Da quel momento, la prospettiva di vedere riprodotto su un libro il suo ritratto in groppa a un elefante divenne per Shand un’ossessione. Con o senza il favore di Dio, si imbarcò così un giorno per Delhi e, nei pressi di Daspalla, vide e comprò da un gruppo di mendicanti Tara, un’elefantessa che se ne stava addossata con noncuranza a un albero, l’incantevole posteriore squisitamente tornito in piena vista, come una prostituta a un angolo di una strada. Così ebbero inizio le peregrinazioni di Shand nel subcontinente indiano e le sue argute descrizioni di templi, villaggi, usanze che fanno di questo libro un affascinante racconto d’avventura e, al tempo stesso, un tenero romanzo d’amore. Lungo le strade che dal Golfo del Bengala portano a Sonepur, attraverso il Gange, fino al grande bazaar degli elefanti, Mark Shand infatti non soltanto apprende molti segreti dell’India rurale, di Ganesh, l’elefante dio, degli imponenti festival che scandiscono la vita dei villaggi, dell’esistenza di principi e mendicanti, poliziotti e prostitute, santoni e mercanti, ma si imbatte soprattutto in qualcosa di assolutamente inaspettato: nella constatazione che in India un inglese può innamorarsi del suo elefante, se l’elefante ha, come Tara, una personalità dolce, femminile e seducente.

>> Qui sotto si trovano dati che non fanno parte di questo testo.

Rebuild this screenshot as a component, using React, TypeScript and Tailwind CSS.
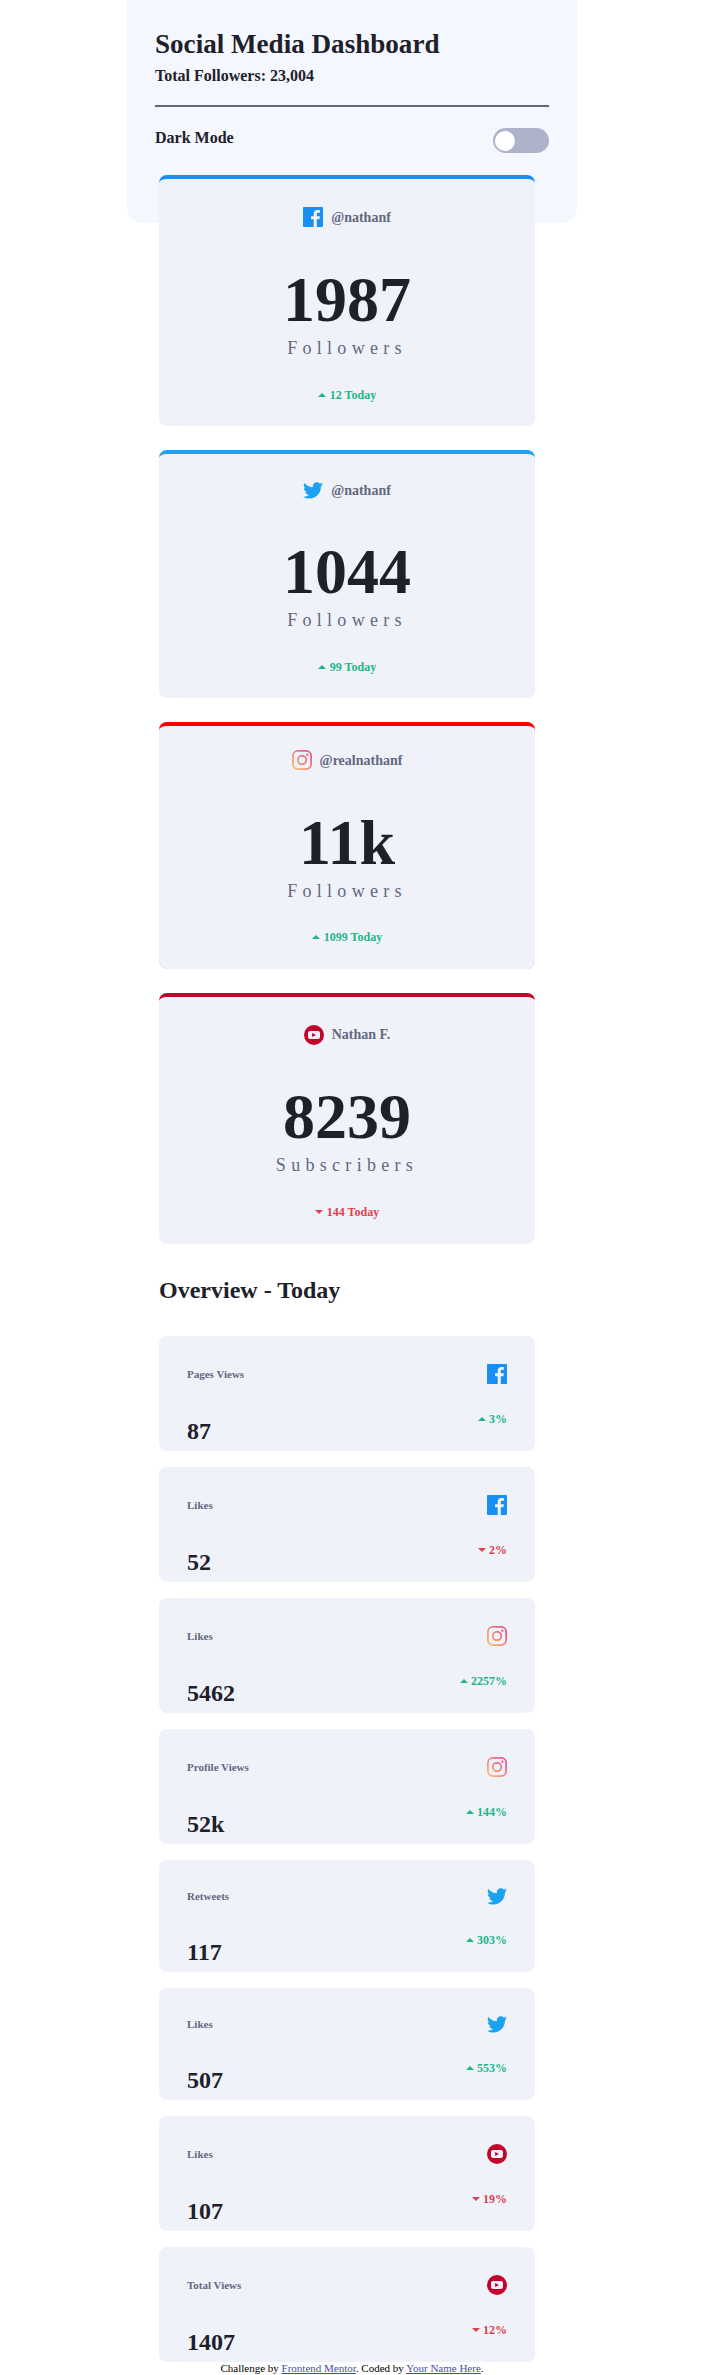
import { useId } from "react";

type Network = "facebook" | "twitter" | "instagram" | "youtube";

function NetworkIcon({ network }: { network: Network }) {
  const id = useId();
  if (network === "facebook") {
    return (
      <svg className="block shrink-0" width="20" height="20" viewBox="0 0 20 20">
        <path
          fill="#178FF5"
          d="M18.896 0H1.104C.494 0 0 .494 0 1.104v17.793C0 19.506.494 20 1.104 20h9.58v-7.745H8.076V9.237h2.606V7.01c0-2.583 1.578-3.99 3.883-3.99 1.104 0 2.052.082 2.329.119v2.7h-1.598c-1.254 0-1.496.597-1.496 1.47v1.928h2.989l-.39 3.018h-2.6V20h5.098c.608 0 1.102-.494 1.102-1.104V1.104C20 .494 19.506 0 18.896 0z"
        />
      </svg>
    );
  }
  if (network === "twitter") {
    return (
      <svg className="block shrink-0" width="20" height="17" viewBox="0 0 20 17">
        <path
          fill="#1DA1F2"
          d="M20 2.172a8.192 8.192 0 01-2.357.646 4.11 4.11 0 001.805-2.27 8.22 8.22 0 01-2.606.996A4.096 4.096 0 0013.847.248c-2.65 0-4.596 2.472-3.998 5.037A11.648 11.648 0 011.392.998a4.109 4.109 0 001.27 5.478 4.086 4.086 0 01-1.858-.513c-.045 1.9 1.318 3.679 3.291 4.075a4.113 4.113 0 01-1.853.07 4.106 4.106 0 003.833 2.849A8.25 8.25 0 010 14.658a11.616 11.616 0 006.29 1.843c7.618 0 11.922-6.434 11.662-12.205A8.354 8.354 0 0020 2.172z"
        />
      </svg>
    );
  }
  if (network === "instagram") {
    return (
      <svg className="block shrink-0" width="20" height="20" viewBox="0 0 20 20" fill="none">
        <defs>
          <linearGradient id={id} gradientUnits="userSpaceOnUse" x1="20" y1="0" x2="0" y2="20">
            <stop offset="0%" stopColor="#DF4896" />
            <stop offset="50%" stopColor="#EE877E" />
            <stop offset="100%" stopColor="#FDC468" />
          </linearGradient>
        </defs>
        <rect x="0.9" y="0.9" width="18.2" height="18.2" rx="5" stroke={`url(#${id})`} strokeWidth="1.8" />
        <circle cx="10" cy="10" r="4.23" stroke={`url(#${id})`} strokeWidth="1.8" />
        <circle cx="15.34" cy="4.66" r="1.2" fill={`url(#${id})`} />
      </svg>
    );
  }
  return (
    <svg className="block shrink-0" width="20" height="20" viewBox="0 0 20 20">
      <path
        fill="#C4032B"
        fillRule="evenodd"
        d="M10 0a10 10 0 100 20 10 10 0 000-20zM6.2 6h7.6c1.4 0 2.2.8 2.2 2.2v3.6c0 1.4-.8 2.2-2.2 2.2H6.2C4.8 14 4 13.2 4 11.8V8.2C4 6.8 4.8 6 6.2 6zM8.1 7.9v4.2L12 10z"
      />
    </svg>
  );
}

function Arrow({ up }: { up: boolean }) {
  return (
    <svg className="block shrink-0" width="8" height="4" viewBox="0 0 8 4">
      <path fill={up ? "#1EB589" : "#DC414C"} fillRule="evenodd" d={up ? "M0 4l4-4 4 4z" : "M0 0l4 4 4-4z"} />
    </svg>
  );
}

const followers: {
  network: Network;
  handle: string;
  count: string;
  unit: string;
  change: string;
  up: boolean;
  wrap: string;
  frame: string;
  handleGap: string;
  countGap: string;
  changeGap: string;
}[] = [
  { network: "facebook", handle: "@nathanf", count: "1987", unit: "Followers", change: "12 Today", up: true, wrap: "", frame: "h-[251px] rounded-lg border-[#178ff5] pt-7", handleGap: "pt-0.5", countGap: "mt-[41px]", changeGap: "mt-[30px]" },
  { network: "twitter", handle: "@nathanf", count: "1044", unit: "Followers", change: "99 Today", up: true, wrap: "", frame: "h-[248px] rounded-lg border-[#1da1f2] pt-7", handleGap: "", countGap: "mt-[41px]", changeGap: "mt-[30px]" },
  { network: "instagram", handle: "@realnathanf", count: "11k", unit: "Followers", change: "1099 Today", up: true, wrap: "rounded-lg bg-[#f9c4e0]", frame: "h-[247px] rounded-t-lg rounded-b-[9px] border-[#ff0000] pt-6", handleGap: "pt-0.5", countGap: "mt-[41px]", changeGap: "mt-[29px]" },
  { network: "youtube", handle: "Nathan F.", count: "8239", unit: "Subscribers", change: "144 Today", up: false, wrap: "", frame: "h-[251px] rounded-lg border-[#c4032b] pt-7", handleGap: "", countGap: "mt-10", changeGap: "mt-[30px]" },
];

const overview: { title: string; network: Network; value: string; change: string; up: boolean }[] = [
  { title: "Pages Views", network: "facebook", value: "87", change: "3%", up: true },
  { title: "Likes", network: "facebook", value: "52", change: "2%", up: false },
  { title: "Likes", network: "instagram", value: "5462", change: "2257%", up: true },
  { title: "Profile Views", network: "instagram", value: "52k", change: "144%", up: true },
  { title: "Retweets", network: "twitter", value: "117", change: "303%", up: true },
  { title: "Likes", network: "twitter", value: "507", change: "553%", up: true },
  { title: "Likes", network: "youtube", value: "107", change: "19%", up: false },
  { title: "Total Views", network: "youtube", value: "1407", change: "12%", up: false },
];

export default function App() {
  return (
    <div className="min-h-[2375px] bg-white font-['Liberation_Serif',serif] text-[#1e202a]">
      <header className="mx-auto h-[223px] w-[450px] rounded-b-[15px] bg-[#f5f7ff] px-7 pt-[29px]">
        <h1 className="text-[27.1px] leading-[31px] font-bold">Social Media Dashboard</h1>
        <p className="mt-[7px] text-base leading-[18px] font-bold">Total Followers: 23,004</p>
        <hr className="mt-5 border-t-2 border-[#63687e]" />
        <div className="mt-[21px] flex items-start justify-between">
          <span className="mt-px text-base leading-[18px] font-bold">Dark Mode</span>
          <button type="button" aria-label="Dark Mode" className="h-[25px] w-14 rounded-full bg-[#aeb3cb] p-0.5">
            <span className="block size-5 rounded-full bg-white" />
          </button>
        </div>
      </header>

      <main className="-mt-12 ml-[159px] w-[376px]">
        <section className="flex flex-col gap-6">
          {followers.map((f) => (
            <div key={f.network} className={f.wrap}>
              <article className={`flex flex-col items-center border-t-4 bg-[#f0f2fa] ${f.frame}`}>
                <div className="flex items-center gap-2">
                  <NetworkIcon network={f.network} />
                  <span className={`text-sm leading-4 font-bold text-[#63687e] ${f.handleGap}`}>{f.handle}</span>
                </div>
                <strong className={`text-[64px] leading-[64px] font-bold ${f.countGap}`}>{f.count}</strong>
                <span className="mt-1.5 text-lg leading-5 tracking-[5.3px] text-[#63687e]">{f.unit}</span>
                <div className={`flex items-center gap-1 ${f.changeGap}`}>
                  <Arrow up={f.up} />
                  <span className={`text-xs leading-[14px] font-bold ${f.up ? "text-[#1eb589]" : "text-[#dc414c]"}`}>
                    {f.change}
                  </span>
                </div>
              </article>
            </div>
          ))}
        </section>

        <h2 className="mt-8 text-2xl leading-7 font-bold">Overview - Today</h2>

        <section className="mt-8 flex flex-col gap-4">
          {overview.map((o) => (
            <article key={o.title + o.value} className="rounded-lg bg-[#f0f2fa] px-7 pt-7 pb-1.5">
              <div className="flex items-center justify-between">
                <span
                  className={`text-[11px] leading-3 font-bold text-[#63687e] ${o.network === "twitter" ? "pb-px" : ""}`}
                >
                  {o.title}
                </span>
                <NetworkIcon network={o.network} />
              </div>
              <div className="flex items-start justify-between">
                <strong className="mt-[33px] text-2xl leading-7 font-bold">{o.value}</strong>
                <div className="mt-7 flex items-center gap-[3px]">
                  <Arrow up={o.up} />
                  <span className={`text-xs leading-[14px] font-bold ${o.up ? "text-[#1eb589]" : "text-[#dc414c]"}`}>
                    {o.change}
                  </span>
                </div>
              </div>
            </article>
          ))}
        </section>
      </main>

      <footer className="text-center text-[11px] leading-[13px] text-black">
        Challenge by{" "}
        <a href="#" className="text-[#3e52a3] underline">
          Frontend Mentor
        </a>
        . Coded by{" "}
        <a href="#" className="text-[#3e52a3] underline">
          Your Name Here
        </a>
        .
      </footer>
    </div>
  );
}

Solo a un nobile inglese, per di più fratello di Camilla, la moglie di Carlo di Inghilterra, potrebbe venire la balzana idea di attraversare l'India in groppa a un elefante per il gusto e la sfida di diventare il primo mahout straniero, ossia un conducente di elefanti professionista. Ed è in questo strampalato viaggio che si snodano avventure e pensieri, tali da poterne fare un reportage interessante sia dal punto di vista turistico che sociale. Shand scrive bene ma per tutta la lettura mi sono chiesta il perché fare una cosa così eclatante per poi regalare alla fine l'elefantina, che si era affezionata a lui, a una coppia di inglesi che gestisce un resort. E poi c'è della brutalità per far fare agli elefanti quello che gli umani vogliono e trovo che in questo caso non sia giustificata per nulla. Ah, questi nobili inglesi!